Everyone in the Colts building had thought this season’s team was a super bowl contending team without a quarterback. This was the exact reason Ballard and Co went out of their way to trade for Wentz. Wentz was never the first option until Stafford was traded to the Rams, and even then, Colt’s front office had to be sold on Wentz playing quarterback for them. Frank Reich’s job was to convince everyone in the front office that Wentz was the man for the job. Eventually, Reich’s persistence paid off, and the Colts ultimately traded for Wentz. The Colts traded a third-round draft pick and a conditional second-round draft pick for Wentz. The conditional draft pick means that if Wentz plays 75 percent of the games this season, the Eagle’s conditional 2nd round draft pick turns into a 1st round draft pick. 

Through 8 games, “The Carson Wentz Experience” has been nothing short of interesting and heart-wrenching. There have been a couple of moments of pure excitement that Wentz is the Colts quarterback, but there have also been moments that make you scratch your head in disgust at Wentz. Wentz is the poster child for being known as a “hero ball” QB. “Hero ball” is the simplest term; it is trying to do too much with the ball in your hands. It is the thought process of thinking that you as a QB have to do everything on your own to win games. Wentz is not the only QB who struggles with being a hero; It is a widespread occurrence in the NFL and other professional sports.

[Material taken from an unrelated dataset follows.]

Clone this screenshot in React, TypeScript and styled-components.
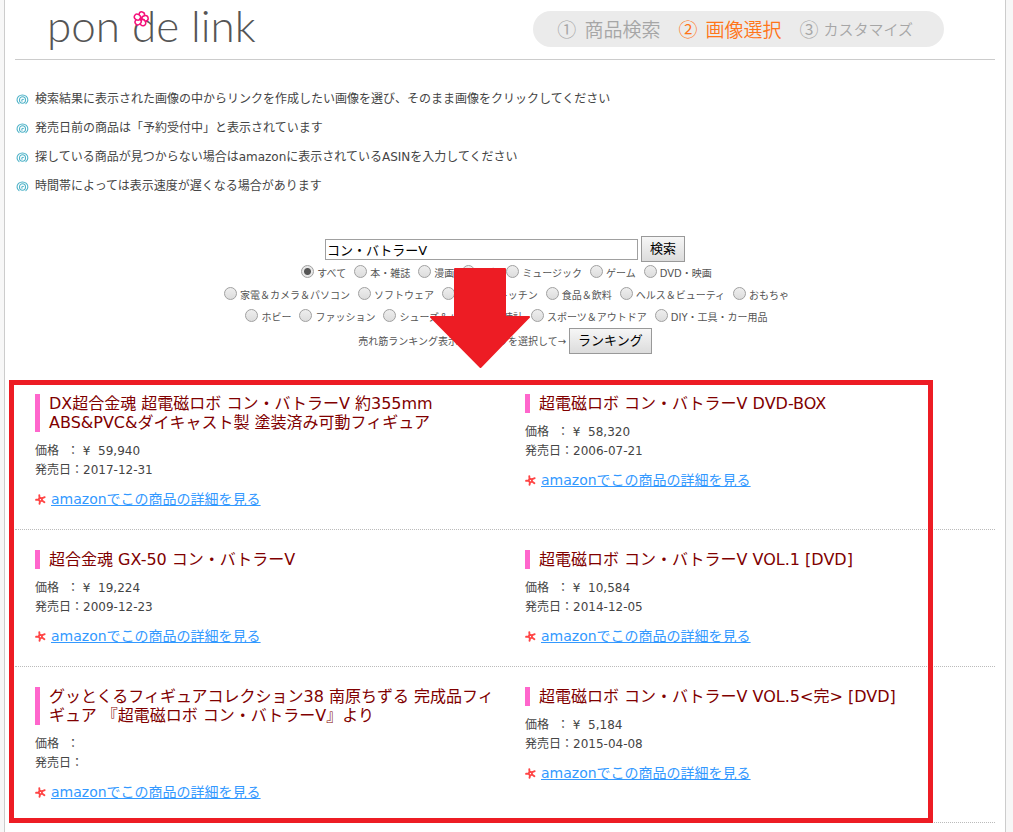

Quarterbacks like Wentz, Trevor Lawerence, Zach Wilson, and even a young Andrew Luck have struggled with “hero ball” syndrome. It is something that plagues a quarterbacks’ decision-making throughout the game. It leads quarterbacks to make risky/bonehead choices during the game, and at the time, the quarterback believes it’s the right move. 

Wentz has played better this season than in 2020, but his hero ball decision-making is still very much alive. While he shrunk his turnover amount compared to this time last season, the magnitude of his turnovers this season is what is important here. Wentz has a total of three interceptions and five fumbles lost through 8 games this season. Wentz threw two interceptions last week versus the Titans, despite not throwing an interception since week two versus the Rams. 

Those lowly three interceptions have cost the Colts two wins this season; as in week two and week 8, three points decided the game. Carson trying to be a hero when he should not be is “The Carson Wentz Experience” in a nutshell. For the Colts to be successful in the rest of the season, Carson Wentz has to change his mind as a quarterback. The Colts have so much talent that it will be disheartening to know it was all wasted in the end.